Grant’s uncle, Daryl Johnson, told a local TV station, “He shot him in the back. There’s no defense for murder. Everyone sees it, everybody knows it. This is a joke.”

The postponement came at the request of Michael Rains, Mehserle’s defense attorney, whose firm is under contract to the Oakland Police Officers Association. Rains said he was unable to prepare for the hearing because of the shooting deaths of four Oakland cops two days before. Rains said he was personally close with two of them. “I don’t want to stumble or fumble through this case,” he stated.

Rains said the police department was not prepared to handle protests that might result from aggressive defense of his client. “To say that members of that department are not hard-pressed right now is an understatement,” he asserted. The prosecuting attorneys did not oppose the postponement.

The capitalist news media and government officials have taken advantage of the opportunity created by the killing of four Oakland cops by Lovelle Mixon, who was on parole, to portray them as heroes. Mixon, 26, was killed on the scene.

A featured column appearing in the San Francisco Chronicle entitled “Oakland—it’s time to back the badge” encouraged people to attend a candlelight vigil for the cops at the site where two of them were killed. It also called on those who have protested the killing of Grant to join in or “nothing they have said or done to seek justice for Grant will amount to a hill of beans.”

The funeral for the cops March 27 was attended by thousands of police officers in uniform from around the country and broadcast live on local television.
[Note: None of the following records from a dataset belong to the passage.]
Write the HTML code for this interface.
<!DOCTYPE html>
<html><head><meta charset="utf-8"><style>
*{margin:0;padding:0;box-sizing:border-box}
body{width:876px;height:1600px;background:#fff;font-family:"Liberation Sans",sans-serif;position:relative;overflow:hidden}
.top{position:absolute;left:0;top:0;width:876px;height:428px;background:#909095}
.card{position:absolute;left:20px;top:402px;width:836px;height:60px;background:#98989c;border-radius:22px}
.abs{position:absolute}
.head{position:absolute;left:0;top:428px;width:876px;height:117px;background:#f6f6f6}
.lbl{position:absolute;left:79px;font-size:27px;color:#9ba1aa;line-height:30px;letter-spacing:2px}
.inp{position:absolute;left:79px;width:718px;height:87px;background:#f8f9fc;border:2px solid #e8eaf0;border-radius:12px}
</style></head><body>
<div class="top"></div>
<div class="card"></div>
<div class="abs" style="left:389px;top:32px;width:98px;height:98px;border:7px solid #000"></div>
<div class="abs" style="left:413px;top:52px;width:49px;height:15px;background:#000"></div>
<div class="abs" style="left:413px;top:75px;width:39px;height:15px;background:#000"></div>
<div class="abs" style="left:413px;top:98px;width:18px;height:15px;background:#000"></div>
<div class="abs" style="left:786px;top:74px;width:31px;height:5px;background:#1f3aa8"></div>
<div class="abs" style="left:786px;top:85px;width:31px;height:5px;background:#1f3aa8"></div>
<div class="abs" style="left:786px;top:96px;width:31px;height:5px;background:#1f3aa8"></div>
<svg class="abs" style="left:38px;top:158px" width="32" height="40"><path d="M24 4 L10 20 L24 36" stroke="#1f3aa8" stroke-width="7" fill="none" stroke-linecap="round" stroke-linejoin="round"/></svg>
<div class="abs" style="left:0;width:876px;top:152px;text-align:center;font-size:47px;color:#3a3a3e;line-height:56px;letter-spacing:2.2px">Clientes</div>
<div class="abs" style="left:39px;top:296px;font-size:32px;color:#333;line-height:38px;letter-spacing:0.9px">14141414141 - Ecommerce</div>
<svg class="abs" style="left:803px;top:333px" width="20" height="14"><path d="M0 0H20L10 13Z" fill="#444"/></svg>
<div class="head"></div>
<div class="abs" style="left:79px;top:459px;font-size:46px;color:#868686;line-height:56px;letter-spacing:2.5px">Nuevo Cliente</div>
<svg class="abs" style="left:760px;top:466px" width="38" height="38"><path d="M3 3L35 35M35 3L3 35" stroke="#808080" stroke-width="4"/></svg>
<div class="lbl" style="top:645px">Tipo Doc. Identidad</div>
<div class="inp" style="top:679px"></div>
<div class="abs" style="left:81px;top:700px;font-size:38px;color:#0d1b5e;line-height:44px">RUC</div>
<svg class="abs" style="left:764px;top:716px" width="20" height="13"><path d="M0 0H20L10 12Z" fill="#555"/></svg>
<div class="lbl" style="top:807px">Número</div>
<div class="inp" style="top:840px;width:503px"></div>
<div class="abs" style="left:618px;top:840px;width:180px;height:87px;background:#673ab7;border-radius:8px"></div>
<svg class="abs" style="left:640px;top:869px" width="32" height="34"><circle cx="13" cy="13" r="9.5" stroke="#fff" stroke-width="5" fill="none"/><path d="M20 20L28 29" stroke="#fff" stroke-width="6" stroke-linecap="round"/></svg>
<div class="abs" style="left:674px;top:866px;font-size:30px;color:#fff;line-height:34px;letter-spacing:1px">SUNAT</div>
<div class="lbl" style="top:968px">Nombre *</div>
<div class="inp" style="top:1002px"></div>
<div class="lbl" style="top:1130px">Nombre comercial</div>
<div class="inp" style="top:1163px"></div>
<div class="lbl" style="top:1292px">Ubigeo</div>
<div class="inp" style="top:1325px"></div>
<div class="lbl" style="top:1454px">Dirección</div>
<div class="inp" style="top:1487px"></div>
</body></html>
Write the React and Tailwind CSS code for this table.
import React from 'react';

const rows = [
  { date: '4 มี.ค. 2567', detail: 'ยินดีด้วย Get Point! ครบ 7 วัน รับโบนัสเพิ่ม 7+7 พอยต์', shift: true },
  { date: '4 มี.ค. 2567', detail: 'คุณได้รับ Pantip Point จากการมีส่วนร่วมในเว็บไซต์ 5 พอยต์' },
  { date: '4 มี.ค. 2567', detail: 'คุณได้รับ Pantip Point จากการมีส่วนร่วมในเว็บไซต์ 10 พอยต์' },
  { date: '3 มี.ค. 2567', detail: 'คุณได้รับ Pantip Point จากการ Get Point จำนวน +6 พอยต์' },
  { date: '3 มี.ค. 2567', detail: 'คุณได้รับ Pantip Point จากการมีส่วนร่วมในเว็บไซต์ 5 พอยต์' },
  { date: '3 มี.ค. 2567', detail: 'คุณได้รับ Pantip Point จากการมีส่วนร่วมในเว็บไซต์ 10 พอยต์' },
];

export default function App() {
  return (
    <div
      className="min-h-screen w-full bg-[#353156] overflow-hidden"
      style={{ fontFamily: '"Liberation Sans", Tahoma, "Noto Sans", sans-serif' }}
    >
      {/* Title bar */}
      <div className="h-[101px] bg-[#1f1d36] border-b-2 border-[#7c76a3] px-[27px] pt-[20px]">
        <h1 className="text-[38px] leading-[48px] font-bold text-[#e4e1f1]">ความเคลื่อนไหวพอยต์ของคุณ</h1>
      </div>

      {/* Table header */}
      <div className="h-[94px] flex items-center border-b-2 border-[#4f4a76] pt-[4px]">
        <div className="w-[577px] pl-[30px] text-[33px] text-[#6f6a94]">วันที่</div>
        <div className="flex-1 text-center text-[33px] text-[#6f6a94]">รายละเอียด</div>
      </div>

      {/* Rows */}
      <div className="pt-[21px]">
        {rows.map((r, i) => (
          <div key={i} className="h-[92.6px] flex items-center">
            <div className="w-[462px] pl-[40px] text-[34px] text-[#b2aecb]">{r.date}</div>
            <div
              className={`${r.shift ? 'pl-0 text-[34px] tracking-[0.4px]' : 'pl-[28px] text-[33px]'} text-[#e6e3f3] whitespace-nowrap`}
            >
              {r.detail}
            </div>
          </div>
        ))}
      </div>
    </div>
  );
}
A delegation of Royal Canadian Mounted Police attended from Canada. California governor Arnold Schwarzenegger, state attorney general Edmund Brown, Jr., congressional representatives, and other politicians addressed the 19,000 people reportedly in attendance in front of the four flag-draped coffins. President Barack Obama sent a letter of condolence. The U.S. Congress on April 1 passed a resolution “honoring” the cops by a vote of 417-0.